Identify each line below that contains the word "React", and copy it out.

★ ★ ★ ★

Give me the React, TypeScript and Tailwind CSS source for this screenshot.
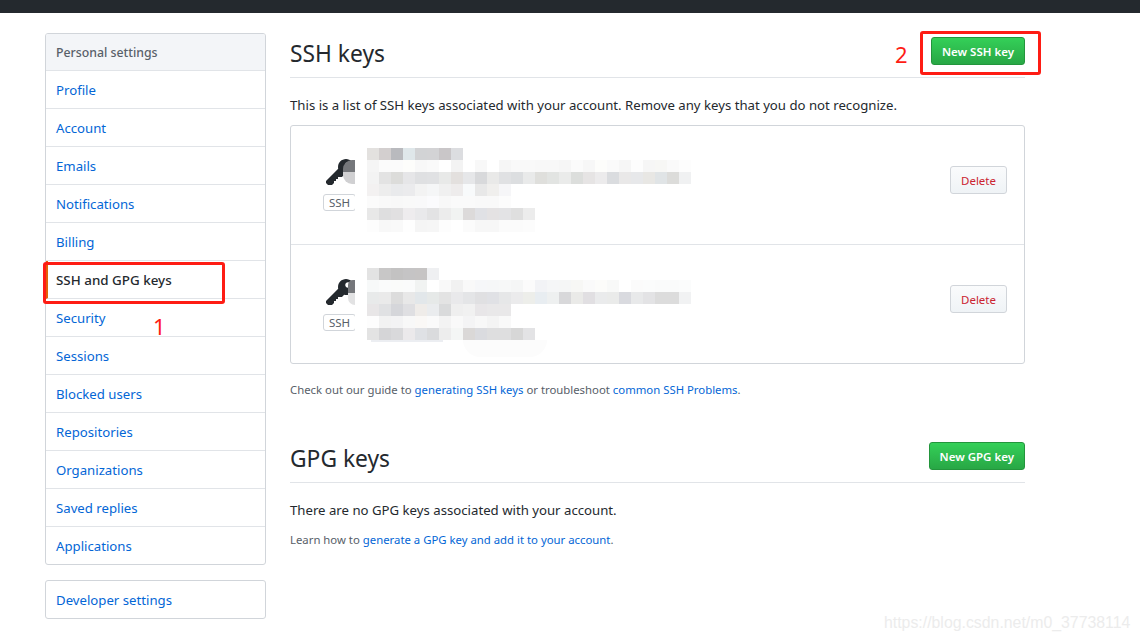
import React from 'react';

const font = "font-['Noto_Sans','Open_Sans',sans-serif]";

const navItems = [
  'Profile',
  'Account',
  'Emails',
  'Notifications',
  'Billing',
  'SSH and GPG keys',
  'Security',
  'Sessions',
  'Blocked users',
  'Repositories',
  'Organizations',
  'Saved replies',
  'Applications',
];

const mosaicOne = [
  ['#e3e1df', '#d3cfcf', '#b9babe', '#dfe7ea', '#d2d3d5', '#d3d3d5', '#c9c6c8', '#dcdde0'],
  ['#f5f5f5', '#fbfbfb', '#fbfbfb', '#fdfdfb', '#f8f8f8', '#fafafa', '#ffffff', '#f3f3f3', '#ffffff', '#f8f8f8', '#ffffff', '#f6f6f6', '#f9f9f9', '#f9f9f9', '#f8f8f8', '#f8f8f8', '#f6f6f6', '#fbfbfb', '#f7f7f7', '#fdfdfb', '#fafafa', '#f6f6f6', '#fdfdfd', '#f6f6f6', '#f7f7f5', '#fafafa', '#fdfdfd'],
  ['#f3f3f3', '#e3e3e3', '#dcdcda', '#e6e6e8', '#dfe0e2', '#e0e1e3', '#e8e9e8', '#e3e0de', '#e6e7e9', '#d8d9db', '#e9e9e8', '#e0e1e3', '#dcdee0', '#e9eaea', '#dfdfdc', '#e2e4e2', '#eaebea', '#dcdedc', '#e6e4e4', '#ecebec', '#dadcdf', '#e9e8e8', '#e7e8ea', '#e8e7e4', '#e0e4e6', '#dcdcda', '#f0f1f2'],
  ['#f3f1f1', '#ededed', '#e9eaec', '#ebebed', '#f3f3f3', '#f5f6f7', '#f0f0f0', '#eeecec', '#f8fafb', '#e8e8e8', '#f0efed', '#f6f6f8'],
  ['#fbfbfb', '#f9f9f9', '#f8f8f8', '#f9f9f9', '#f9f9fa', '#fbfbfd', '#f8f8f8', '#fafafa', '#fafafa', '#f9f9f9', '#f9f9f9', '#fcfcfc'],
  ['#e8e8e8', '#dededf', '#e1e0e1', '#eeecee', '#e9e9eb', '#e3e3e4', '#ececec', '#f1f3f2', '#dcdada', '#e0e1e5', '#e4e2e3', '#e3e3e5', '#dfdfdf', '#ececec'],
  ['#fdfdfd', '#f8f8f8', '#f9f9f9', '#fefefe', '#f5f5f5', '#f6f6f6', '#fdfdfd', '#ffffff', '#fbfbfb', '#f7f7f7', '#f7f7f7', '#fbfbfb', '#fbfbfb', '#fcfcfc'],
];

const mosaicTwo = [
  ['#e3e3e3', '#c8c7c7', '#c3c2c2', '#c5c4c5', '#c6c4c4', '#eff0f2'],
  ['#f7f9f9', '#fafbfb', '#fafbfa', '#fafbfb', '#f1f3f2', '#ffffff', '#f9f9f9', '#f1f1f1', '#f9f9f9', '#f6f7f9', '#f6f7f8', '#f7f8f8', '#f5f6f6', '#fbfbfb', '#f2f3f6', '#f5f6f7', '#f5f6f6', '#f7f7f5', '#fafafa', '#fcfcfa', '#f8f9f8', '#ffffff', '#fbfbfb', '#fbfcfc', '#fafbfb', '#fafbfb', '#fbfcfc'],
  ['#e8eaea', '#eaeaea', '#dcdcdc', '#e8e8e8', '#e2e7ea', '#e6e9e8', '#e3e3e3', '#e9e9eb', '#e4e5e7', '#e0e0e2', '#e0e1e5', '#e6e7e8', '#ebebec', '#edeeea', '#e8edf1', '#eef0f0', '#d8d8da', '#eaeae8', '#e1dfe2', '#eaebec', '#eaebea', '#d9dadf', '#e8e9ea', '#e3e3e5', '#dcdcdc', '#dcdcdc', '#f1f2f3'],
  ['#e8e6e7', '#e0e1e3', '#d5d6da', '#dfdfe2', '#efece9', '#eaecee', '#d9dadb', '#efefef', '#f1f1f1', '#e8e6e8', '#e9e8e9', '#e9e8e9'],
  ['#fdfdfd', '#f2f2f2', '#f3f3f4', '#f8f8f8', '#faf8f6', '#fafafa', '#f3f3f3', '#f9f9f9', '#f4f4f5', '#f8f8f8', '#f4f4f4', '#f9f9f9'],
  ['#e3e3e3', '#d5d5d7', '#d9d9db', '#ebe9eb', '#dfe1e5', '#dadbdd', '#ededed', '#f4f6f5', '#dad8d7', '#dadbdf', '#dededf', '#dededf', '#d7d7d7', '#e3e3e5'],
];

const KeyIcon = () => (
  <svg viewBox="0 0 14 16" width="28" height="32" fill="#24292e">
    <path
      fillRule="evenodd"
      d="M12.83 2.17C12.08 1.42 11.14 1.03 10 1c-1.13.03-2.08.42-2.83 1.17S6.04 3.86 6.01 5c0 .3.03.59.09.89L0 12v1l1 1h2l1-1v-1h1v-1h1v-1h2l1.09-1.11c.3.08.59.11.91.11 1.14-.03 2.08-.42 2.83-1.17S13.97 6.14 14 5c-.03-1.14-.42-2.08-1.17-2.83zM11 5.38c-.77 0-1.38-.61-1.38-1.38 0-.77.61-1.38 1.38-1.38.77 0 1.38.61 1.38 1.38 0 .77-.61 1.38-1.38 1.38z"
    />
  </svg>
);

const Mosaic = ({ rows }: { rows: string[][] }) => (
  <div className="flex flex-col">
    {rows.map((row, i) => (
      <div key={i} className="flex h-3">
        {row.map((c, j) => (
          <div key={j} className="w-3 h-3" style={{ backgroundColor: c }} />
        ))}
      </div>
    ))}
  </div>
);

const GreenButton = ({ label }: { label: string }) => (
  <button className="h-7 px-[10px] pt-px rounded-[3px] border border-[#23953c] bg-gradient-to-b from-[#34d058] to-[#28a745] text-white text-[11.5px] font-semibold leading-none">
    {label}
  </button>
);

type KeyRowProps = {
  rows: string[][];
  second?: boolean;
};

const KeyRow = ({ rows, second }: KeyRowProps) => (
  <div className={`relative flex items-start justify-between pl-8 pr-[17px] ${second ? 'h-[119px] border-t border-[#e1e4e8]' : 'h-[118px]'}`}>
    <div className={`flex flex-col items-center gap-[5px] ${second ? 'pt-[32px]' : 'pt-[31px]'}`}>
      <KeyIcon />
      <span className="h-[17px] w-[33px] text-center border border-[#d1d5da] rounded-[3px] text-[11.5px] leading-[15px] text-[#586069]">SSH</span>
    </div>
    <div className="absolute left-[64px] top-[8px] w-[16px] h-[104px] bg-white rounded-l-[14px]" />
    {second ? (
      <div className="absolute left-[57px] top-[35px] w-[7px] flex flex-col">
        <div className="h-[13px] bg-[#75777b] rounded-tl-[5px]" />
        <div className="h-3 bg-[#e2e2e3] rounded-bl-[7px]" />
      </div>
    ) : (
      <div className="absolute left-[52px] top-[34px] w-3 flex flex-col">
        <div className="h-3 bg-[#75777b] rounded-tl-[9px]" />
        <div className="h-3 bg-[#d0d0d2] rounded-bl-[9px]" />
      </div>
    )}
    <div className={`absolute left-[76px] ${second ? 'top-[23px]' : 'top-[22px]'}`}>
      <Mosaic rows={rows} />
      {second && (
        <div className="ml-1 w-[72px] h-[2px] bg-[#eceef2]" />
      )}
    </div>
    {second && (
      <div className="absolute left-[172px] top-[95px] w-[84px] h-[17px] bg-[#fcfcfc] rounded-b-[40px]" />
    )}
    <button className="mt-10 h-7 w-[57px] pt-px rounded-[3px] border border-[#d1d5da] bg-gradient-to-b from-[#fafbfc] to-[#eff3f6] text-[#cb2431] text-[11.5px] leading-none">
      Delete
    </button>
  </div>
);

export default function App() {
  return (
    <div className={`relative min-h-[641px] bg-white text-[13.2px] text-[#24292e] overflow-hidden ${font}`}>
      <div className="h-[13px] bg-[#24292e]" />

      <div className="flex pt-5 pl-[45px] gap-6">
        <aside className="w-[221px] shrink-0">
          <div className="border border-[#d1d5da] rounded-[3px] overflow-hidden">
            <div className="h-[37px] flex items-center px-[10px] pt-[2px] bg-[#f3f5f8] border-b border-[#e1e4e8] text-[12.3px] font-medium text-[#586069]">
              Personal settings
            </div>
            {navItems.map((item, i) => {
              const active = item === 'SSH and GPG keys';
              const last = i === navItems.length - 1;
              return (
                <div
                  key={item}
                  className={`flex items-center px-[10px] pt-[2px] ${last ? 'h-[37px]' : 'h-[38px] border-b border-[#e1e4e8]'} ${active ? 'text-[13.4px] text-[#24292e] font-medium border-l-[2px] border-l-[#e36209] pl-[8px]' : 'text-[#0366d6]'}`}
                >
                  {item}
                </div>
              );
            })}
          </div>
          <div className="mt-[15px] h-[39px] flex items-center px-[10px] pt-[2px] border border-[#d1d5da] rounded-[3px] text-[#0366d6]">
            Developer settings
          </div>
        </aside>

        <main className="w-[735px]">
          <div className="h-[45px] flex items-start justify-between border-b border-[#e1e4e8]">
            <h2 className="text-[22.8px] leading-[42px] font-normal">SSH keys</h2>
            <div className="mt-1">
              <GreenButton label="New SSH key" />
            </div>
          </div>

          <p className="mt-[17px] leading-[21px]">
            This is a list of SSH keys associated with your account. Remove any keys that you do not recognize.
          </p>

          <div className="mt-[9px] border border-[#d1d5da] rounded-[3px]">
            <KeyRow rows={mosaicOne} />
            <KeyRow rows={mosaicTwo} second />
          </div>

          <p className="mt-[17px] text-[11.35px] leading-[18px] text-[#586069]">
            Check out our guide to <span className="text-[#0366d6]">generating SSH keys</span> or troubleshoot{' '}
            <span className="text-[#0366d6]">common SSH Problems</span>.
          </p>

          <div className="mt-[43px] h-[41px] flex items-start justify-between border-b border-[#e1e4e8]">
            <h2 className="text-[22.8px] leading-[33px] font-normal">GPG keys</h2>
            <GreenButton label="New GPG key" />
          </div>

          <p className="mt-[17px] leading-[21px]">There are no GPG keys associated with your account.</p>
          <p className="mt-[10px] text-[11.35px] leading-[18px] text-[#586069]">
            Learn how to <span className="text-[#0366d6]">generate a GPG key and add it to your account</span>.
          </p>
        </main>
      </div>

      <div className="absolute left-[43px] top-[262px] w-[182px] h-[42px] border-[3px] border-[#fe1c14] rounded-[3px]" />
      <div className="absolute left-[920px] top-[31px] w-[121px] h-[44px] border-[3px] border-[#fe1c14] rounded-[3px]" />
      <span className="absolute left-[153px] top-[312px] text-[22px] leading-7 text-[#fe1c14]">1</span>
      <span className="absolute left-[895px] top-[40px] text-[22px] leading-7 text-[#fe1c14]">2</span>
      <span className="absolute left-[884px] top-[611px] text-[15.85px] leading-6 text-[#ececec] font-['Liberation_Sans',sans-serif]">
        https://blog.csdn.net/m0_37738114
      </span>
    </div>
  );
}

★ ★ ★ ★

Response for this exercise:
Give me the React, TypeScript and Tailwind CSS source for this screenshot.
import React from 'react';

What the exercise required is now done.